Aliases create local names for definitions from other namespaces (other .kb files). This enables cross-file references without fully qualified names.

alias: "XYZCluster"
    for: "domain.XYZCluster"
Clause Purpose
alias The local name to use in this file
for The fully qualified target (namespace.name)

After declaring an alias, the local name can be used in source entity sets: clauses, entity set references, and other places where a definition name is expected.


#Campaigns (steps towards)

A campaign is an expectation that other expectations point towards. Campaigns are not declared with any special syntax — any expectation becomes a campaign when other expectations reference it via steps towards.

#The steps towards clause

Add steps towards to an expectation to indicate it contributes to a larger campaign:

expectation: "no_legacy_clusters"
    expector: "all_stakeholders" ? "id" = "PLATFORM_LEAD"
    of partition: "is_legacy" of "all_clusters" of "cluster"
    expect empty: "is_true"
    when aligned: "__IRRELEVANT__"
    when misaligned: "__IRRELEVANT__"
    when uncertain: "__IRRELEVANT__"
    expectee: SELF->{"all_clusters"}->"steward"
    actions:
        - "Migrate off legacy clusters"
    steps towards: "platform_modernized"

Here, "no_legacy_clusters" is a step towards the "platform_modernized" expectation. The "platform_modernized" expectation uses "__CAMPAIGN__" as its steps towards, marking it as a campaign root:

expectation: "platform_modernized"
    expector: "all_stakeholders" ? "id" = "CTO"
    of partition: "uses_modern_stack" of "all_clusters" of "cluster"
    expect empty: "is_false"
    when aligned: "__IRRELEVANT__"
    when misaligned: "__IRRELEVANT__"
    when uncertain: "__IRRELEVANT__"
    expectee: "steward" of set "all_clusters"
    actions:
        - "Review platform modernization progress"
    steps towards: "__CAMPAIGN__"

#Scoping behaviour

When scoping to a campaign, all expectations with steps towards pointing to that campaign come into scope — recursively. If expectation A steps towards B, and B steps towards C, then scoping to campaign C brings both A and B (and C itself) into scope.
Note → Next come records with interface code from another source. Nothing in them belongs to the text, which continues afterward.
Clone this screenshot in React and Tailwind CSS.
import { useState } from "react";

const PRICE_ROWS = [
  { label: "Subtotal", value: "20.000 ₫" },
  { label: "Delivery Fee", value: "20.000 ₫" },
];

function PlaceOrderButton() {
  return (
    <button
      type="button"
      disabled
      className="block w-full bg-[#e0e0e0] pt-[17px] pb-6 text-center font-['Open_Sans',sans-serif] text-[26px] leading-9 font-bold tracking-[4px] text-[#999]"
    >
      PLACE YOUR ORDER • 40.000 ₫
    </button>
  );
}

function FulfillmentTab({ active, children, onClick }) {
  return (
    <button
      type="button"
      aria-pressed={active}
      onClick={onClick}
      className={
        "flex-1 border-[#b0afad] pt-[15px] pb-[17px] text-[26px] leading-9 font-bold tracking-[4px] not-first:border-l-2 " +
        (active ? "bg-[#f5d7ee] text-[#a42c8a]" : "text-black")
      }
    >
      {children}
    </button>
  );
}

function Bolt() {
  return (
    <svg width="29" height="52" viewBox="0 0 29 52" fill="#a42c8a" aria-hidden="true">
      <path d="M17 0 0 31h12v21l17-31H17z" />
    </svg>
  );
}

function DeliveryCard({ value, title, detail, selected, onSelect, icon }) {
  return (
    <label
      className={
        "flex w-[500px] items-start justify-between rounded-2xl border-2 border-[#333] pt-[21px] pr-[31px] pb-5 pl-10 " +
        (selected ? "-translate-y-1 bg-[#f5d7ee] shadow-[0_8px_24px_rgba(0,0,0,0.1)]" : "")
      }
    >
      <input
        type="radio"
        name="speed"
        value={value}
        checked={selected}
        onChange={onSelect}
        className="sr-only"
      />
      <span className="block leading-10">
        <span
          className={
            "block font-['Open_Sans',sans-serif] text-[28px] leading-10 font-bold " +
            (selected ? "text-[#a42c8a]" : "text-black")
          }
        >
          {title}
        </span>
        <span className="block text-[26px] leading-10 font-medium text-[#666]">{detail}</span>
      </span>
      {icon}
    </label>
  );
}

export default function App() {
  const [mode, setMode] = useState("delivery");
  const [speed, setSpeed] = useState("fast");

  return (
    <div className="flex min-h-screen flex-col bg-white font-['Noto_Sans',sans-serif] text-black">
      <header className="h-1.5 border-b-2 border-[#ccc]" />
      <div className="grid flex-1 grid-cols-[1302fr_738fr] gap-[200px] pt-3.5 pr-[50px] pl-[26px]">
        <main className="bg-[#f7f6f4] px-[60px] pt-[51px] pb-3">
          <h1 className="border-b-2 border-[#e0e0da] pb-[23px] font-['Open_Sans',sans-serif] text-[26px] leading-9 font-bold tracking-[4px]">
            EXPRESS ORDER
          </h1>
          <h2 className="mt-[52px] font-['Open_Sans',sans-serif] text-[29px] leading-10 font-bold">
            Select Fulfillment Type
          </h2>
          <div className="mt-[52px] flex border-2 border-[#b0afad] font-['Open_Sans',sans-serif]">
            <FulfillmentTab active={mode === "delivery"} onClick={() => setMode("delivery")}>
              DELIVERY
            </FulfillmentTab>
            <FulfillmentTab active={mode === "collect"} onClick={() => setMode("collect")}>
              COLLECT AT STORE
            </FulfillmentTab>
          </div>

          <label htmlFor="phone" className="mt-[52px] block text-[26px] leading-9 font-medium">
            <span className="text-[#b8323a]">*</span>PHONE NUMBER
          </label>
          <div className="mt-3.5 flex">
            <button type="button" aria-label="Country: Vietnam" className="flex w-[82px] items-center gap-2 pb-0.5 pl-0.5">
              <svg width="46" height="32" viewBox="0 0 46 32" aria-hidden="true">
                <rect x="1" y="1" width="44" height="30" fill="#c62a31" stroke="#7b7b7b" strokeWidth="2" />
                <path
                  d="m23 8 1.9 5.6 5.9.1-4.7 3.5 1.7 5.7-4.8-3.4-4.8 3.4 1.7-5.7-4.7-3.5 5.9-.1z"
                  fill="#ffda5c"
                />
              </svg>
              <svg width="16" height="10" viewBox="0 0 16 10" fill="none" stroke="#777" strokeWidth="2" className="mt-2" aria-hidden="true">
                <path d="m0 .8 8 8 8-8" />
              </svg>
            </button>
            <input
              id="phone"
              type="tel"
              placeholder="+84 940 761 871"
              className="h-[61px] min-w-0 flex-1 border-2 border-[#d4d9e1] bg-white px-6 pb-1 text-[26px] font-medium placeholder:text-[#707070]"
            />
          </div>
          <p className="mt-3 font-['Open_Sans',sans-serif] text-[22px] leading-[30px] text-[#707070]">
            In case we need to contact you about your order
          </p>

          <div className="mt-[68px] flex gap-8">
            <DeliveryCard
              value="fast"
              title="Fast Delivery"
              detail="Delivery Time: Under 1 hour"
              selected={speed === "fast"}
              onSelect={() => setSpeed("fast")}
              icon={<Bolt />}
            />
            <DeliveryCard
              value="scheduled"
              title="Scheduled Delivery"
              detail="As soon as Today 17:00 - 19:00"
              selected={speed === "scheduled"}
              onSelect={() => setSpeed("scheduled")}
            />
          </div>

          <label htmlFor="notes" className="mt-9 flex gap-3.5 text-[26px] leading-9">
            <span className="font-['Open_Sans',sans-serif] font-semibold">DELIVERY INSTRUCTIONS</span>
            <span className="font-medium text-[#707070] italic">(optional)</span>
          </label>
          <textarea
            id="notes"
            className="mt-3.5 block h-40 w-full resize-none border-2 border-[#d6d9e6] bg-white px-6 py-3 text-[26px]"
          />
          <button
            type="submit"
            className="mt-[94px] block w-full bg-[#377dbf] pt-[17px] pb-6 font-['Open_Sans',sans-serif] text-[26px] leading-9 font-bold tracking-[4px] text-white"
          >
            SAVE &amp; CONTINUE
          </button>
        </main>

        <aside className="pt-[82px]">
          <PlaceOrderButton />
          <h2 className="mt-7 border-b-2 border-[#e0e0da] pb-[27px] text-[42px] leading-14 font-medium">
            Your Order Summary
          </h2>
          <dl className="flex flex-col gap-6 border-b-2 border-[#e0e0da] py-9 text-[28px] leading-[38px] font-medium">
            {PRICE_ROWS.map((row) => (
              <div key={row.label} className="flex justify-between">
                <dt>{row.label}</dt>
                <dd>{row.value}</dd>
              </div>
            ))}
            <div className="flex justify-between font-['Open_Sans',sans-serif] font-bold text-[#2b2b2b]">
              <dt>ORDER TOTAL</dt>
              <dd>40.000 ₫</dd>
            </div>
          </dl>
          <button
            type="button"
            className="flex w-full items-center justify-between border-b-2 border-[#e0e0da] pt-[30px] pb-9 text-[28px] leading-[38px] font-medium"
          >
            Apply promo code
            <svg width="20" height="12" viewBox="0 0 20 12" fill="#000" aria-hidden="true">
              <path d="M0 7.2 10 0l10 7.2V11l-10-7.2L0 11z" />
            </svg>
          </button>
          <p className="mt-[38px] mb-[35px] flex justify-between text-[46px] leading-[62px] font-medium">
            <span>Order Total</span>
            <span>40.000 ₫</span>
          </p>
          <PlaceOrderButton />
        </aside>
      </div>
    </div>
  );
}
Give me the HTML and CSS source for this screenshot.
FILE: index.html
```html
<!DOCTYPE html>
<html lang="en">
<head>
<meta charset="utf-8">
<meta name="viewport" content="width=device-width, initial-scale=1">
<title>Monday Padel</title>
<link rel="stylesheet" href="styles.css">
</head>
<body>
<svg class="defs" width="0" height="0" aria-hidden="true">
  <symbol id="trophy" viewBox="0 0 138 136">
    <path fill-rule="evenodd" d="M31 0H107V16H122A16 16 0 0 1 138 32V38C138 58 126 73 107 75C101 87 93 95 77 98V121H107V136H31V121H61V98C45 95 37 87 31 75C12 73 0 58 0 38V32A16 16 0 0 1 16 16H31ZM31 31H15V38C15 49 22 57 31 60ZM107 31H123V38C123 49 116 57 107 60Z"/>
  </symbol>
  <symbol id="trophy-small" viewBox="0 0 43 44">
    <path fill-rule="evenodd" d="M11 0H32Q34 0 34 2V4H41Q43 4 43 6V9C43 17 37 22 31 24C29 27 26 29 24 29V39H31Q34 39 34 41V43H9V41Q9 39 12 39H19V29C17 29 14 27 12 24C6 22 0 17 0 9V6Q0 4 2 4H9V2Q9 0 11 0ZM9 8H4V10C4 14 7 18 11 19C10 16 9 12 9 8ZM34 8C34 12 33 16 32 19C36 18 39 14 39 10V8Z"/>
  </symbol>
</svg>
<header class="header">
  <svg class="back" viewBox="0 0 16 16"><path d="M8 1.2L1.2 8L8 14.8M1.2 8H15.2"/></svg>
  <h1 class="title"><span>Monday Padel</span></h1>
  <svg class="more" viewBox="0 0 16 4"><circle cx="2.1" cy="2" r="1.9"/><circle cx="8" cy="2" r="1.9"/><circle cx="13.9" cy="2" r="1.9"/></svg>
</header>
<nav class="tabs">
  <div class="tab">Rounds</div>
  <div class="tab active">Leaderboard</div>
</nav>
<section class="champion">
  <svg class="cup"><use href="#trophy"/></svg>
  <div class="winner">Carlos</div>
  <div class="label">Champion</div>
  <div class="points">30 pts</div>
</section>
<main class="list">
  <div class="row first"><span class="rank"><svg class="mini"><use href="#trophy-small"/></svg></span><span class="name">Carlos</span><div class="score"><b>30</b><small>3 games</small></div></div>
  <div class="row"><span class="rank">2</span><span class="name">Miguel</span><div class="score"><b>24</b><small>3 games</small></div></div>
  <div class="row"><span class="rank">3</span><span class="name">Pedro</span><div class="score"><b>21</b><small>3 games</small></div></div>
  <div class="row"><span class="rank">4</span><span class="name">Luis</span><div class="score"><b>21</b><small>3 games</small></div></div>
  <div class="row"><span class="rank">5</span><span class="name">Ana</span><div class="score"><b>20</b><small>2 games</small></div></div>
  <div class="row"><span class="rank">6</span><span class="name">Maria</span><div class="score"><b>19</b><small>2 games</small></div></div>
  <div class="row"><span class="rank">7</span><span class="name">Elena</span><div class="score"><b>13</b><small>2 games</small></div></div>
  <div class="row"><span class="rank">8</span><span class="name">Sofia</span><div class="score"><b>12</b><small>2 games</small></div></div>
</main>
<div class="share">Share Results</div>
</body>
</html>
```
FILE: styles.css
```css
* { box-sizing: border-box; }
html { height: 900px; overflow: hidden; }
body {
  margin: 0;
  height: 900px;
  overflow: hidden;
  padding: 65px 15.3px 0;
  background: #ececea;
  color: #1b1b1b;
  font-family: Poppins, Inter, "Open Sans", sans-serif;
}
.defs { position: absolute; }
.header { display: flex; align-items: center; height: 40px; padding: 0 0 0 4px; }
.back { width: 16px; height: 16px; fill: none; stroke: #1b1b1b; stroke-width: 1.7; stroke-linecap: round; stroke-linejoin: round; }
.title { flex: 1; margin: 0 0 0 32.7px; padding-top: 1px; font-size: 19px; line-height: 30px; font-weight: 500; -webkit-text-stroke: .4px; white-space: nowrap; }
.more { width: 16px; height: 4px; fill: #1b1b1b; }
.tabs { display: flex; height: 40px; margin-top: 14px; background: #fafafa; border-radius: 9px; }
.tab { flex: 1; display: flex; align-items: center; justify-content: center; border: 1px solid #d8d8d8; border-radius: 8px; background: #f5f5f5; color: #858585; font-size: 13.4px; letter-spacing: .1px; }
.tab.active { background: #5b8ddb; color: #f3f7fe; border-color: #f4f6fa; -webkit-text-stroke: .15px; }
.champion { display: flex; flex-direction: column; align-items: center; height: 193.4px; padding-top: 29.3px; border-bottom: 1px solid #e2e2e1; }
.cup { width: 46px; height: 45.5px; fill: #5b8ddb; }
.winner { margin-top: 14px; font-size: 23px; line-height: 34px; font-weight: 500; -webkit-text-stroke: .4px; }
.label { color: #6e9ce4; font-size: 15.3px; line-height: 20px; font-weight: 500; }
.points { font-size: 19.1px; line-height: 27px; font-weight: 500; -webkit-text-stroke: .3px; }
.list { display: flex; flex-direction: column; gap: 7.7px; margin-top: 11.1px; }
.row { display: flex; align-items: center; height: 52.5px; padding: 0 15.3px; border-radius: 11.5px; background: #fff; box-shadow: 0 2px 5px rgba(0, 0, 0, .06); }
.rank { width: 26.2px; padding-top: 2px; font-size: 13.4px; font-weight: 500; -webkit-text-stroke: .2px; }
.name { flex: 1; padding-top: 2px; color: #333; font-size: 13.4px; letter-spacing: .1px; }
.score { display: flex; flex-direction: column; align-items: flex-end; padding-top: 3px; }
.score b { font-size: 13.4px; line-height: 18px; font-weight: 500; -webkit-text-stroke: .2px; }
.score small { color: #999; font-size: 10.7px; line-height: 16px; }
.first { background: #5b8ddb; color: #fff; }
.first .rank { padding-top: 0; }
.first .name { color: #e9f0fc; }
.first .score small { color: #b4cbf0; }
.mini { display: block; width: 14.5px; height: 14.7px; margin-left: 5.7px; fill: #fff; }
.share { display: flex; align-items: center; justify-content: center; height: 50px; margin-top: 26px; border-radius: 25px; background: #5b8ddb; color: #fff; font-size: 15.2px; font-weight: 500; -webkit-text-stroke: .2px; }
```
An expectation with no steps towards clause that is not referenced by any other expectation's steps towards is a standalone campaign containing only itself.


#Example: Complete Workflow

A complete .kb domain definition:

// Entity types
entity type: "Department"
    display name: "Department"
    display format: "{name}"
    source entity sets: "all_departments"
    sink entity set: "all_departments"
    predicate: true
    exhaustive: true
    identifying attributes: "name"

entity type: "Employee"
    display name: "Employee"
    display format: "{name}"
    source entity sets: "all_employees"
    sink entity set: "all_employees"
    predicate: true
    exhaustive: false
    identifying attributes: "name"

// Attributes (top-level, linked to entity sets via 'of')
attribute: "name"
    of: "all_departments"
    type: string

attribute: "budget"
    of: "all_departments"
    type: int

attribute: "name"
    of: "all_employees"
    type: string

attribute: "salary"
    of: "all_employees"
    type: int

attribute: "department_name"
    of: "all_employees"
    type: string

// Attestation sources (data mapping and sentinels)
attestation source: "departments_data"
    entity set: "all_departments"
    exhaustive: true
    unknown if missing: "__EMPTY__"
    void if missing: "name", "budget"
    attestor: "all_stakeholders" ? "id" = "HR_TEAM"
    type: csv
    from data field: "name" -> "name"
    from data field: "budget" -> "budget"
        validity: 365 days

attestation source: "employees_data"
    entity set: "all_employees"
    exhaustive: false
    unknown if missing: "salary"
    void if missing: "name"
    attestor: "all_stakeholders" ? "id" = "HR_TEAM"
    type: csv
    from data field: "name" -> "name"
        validity: 365 days
    from data field: "salary" -> "salary"
        unknowns: "N/A", ""
        validity: 365 days
    from data field: "department" -> "department_name"
        validity: 365 days

// Relationships
relationship: "department"
    of: "all_employees"
    from: "department_name"
    to: "all_departments" of "department"
    match on: "name"

// Partitions (all 4 branches mandatory)
partition: "well_paid"
    source entity sets: "all_employees"
    predicate: "salary" is greater than 100000
    when true: "well_paid"
    when false: "not_well_paid"
    when unknown: "salary_unknown"
    when void: "__IRRELEVANT__"

partition: "high_budget_dept"
    source entity sets: "all_employees"
    predicate: "budget" of "department" is greater than 300000
    when true: "high_budget_employees"
    when false: "low_budget_employees"
    when unknown: "__IRRELEVANT__"
    when void: "__IRRELEVANT__"

Serve this domain:

uv run kbpy history <repo-path> -o data.sqlite
uv run kbpy serve --db data.sqlite

See src/example_1.kb for a simple example and src/example_3/domain.kb for a complex domain with relationships, hierarchical partitions, and existential quantifiers.